E’ a questo punto dell’attualità che intervengono anche le parole del Cardinale Romeo: “sulla corruzione in Sicilia si tace”. Parole “sante”, verrebbe da dire, vista la fatalità del ruolo. Lazio e Lombardia hanno messo in luce casi importanti, certo: e in Sicilia dove tutto si impone, gestisce, appalta, coopta e governa in modo mafioso senza essere necessariamente affiliati ex 416 bis? “La finanza entra al parlamento siciliano, la procura di Palermo ha aperto un fascicolo contro ignoti all’Ars”, annunciavano i Tg qualche giorno fa. In attesa che i magistrati di Palermo assumano le quantità necessarie di caffeina, attendiamo fiduciosi gli sviluppi dalla “procura più esposta d’Italia” (esposta a chi? A Ciancimino jr?). Salvo poi arrivare le precisazioni procedurali che, col piglio accademico, sottolineano: “non è un fascicolo, è una indagine conoscitiva”. “Indagine conoscitiva”? Se le cose stanno così, vuol dire allora che a Palermo il Csm invierà Ghisleri, Piepoli, Pagnoncelli come procuratori aggiunti e Mannheimer come procuratore capo.

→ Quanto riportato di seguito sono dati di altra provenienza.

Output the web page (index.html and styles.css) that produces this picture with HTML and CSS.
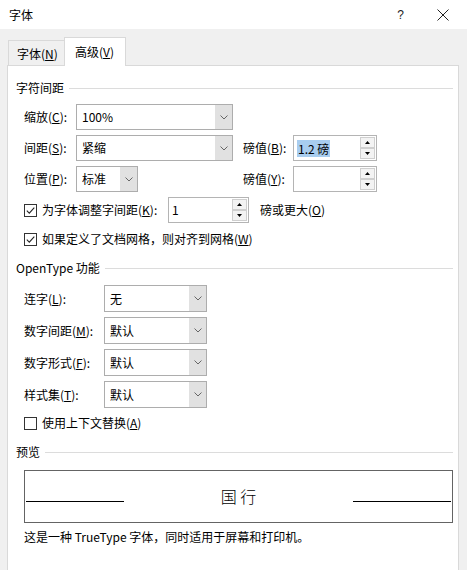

Ad ogni modo: nessuno dei politici “s’è filato” le parole importanti (e scomode) di questi due alti esponenti della chiesa siciliana. Strano: in genere molti politici “cattolic embedded”, producono raffiche di dichiarazioni e comunicati stampa con una velocità ed un tempismo che non danno nemmeno il tempo di far finire i discorsi a Papi, Vescovi, Cardinali e Nunzi Apostolici. Certo, che parlino o no in risposta, non sapremmo dire cosa è meglio. Anche perché gli se embedded prendesso posizione, verrebbe poi in mente una formidabile battuta di Sciascia che abita nel libro-intervista di Marcelle Padovani, La Sicilia Come Metafora: “la Peste in Sicilia venne portata da una nave che si chiamava ‘Redenzione’”.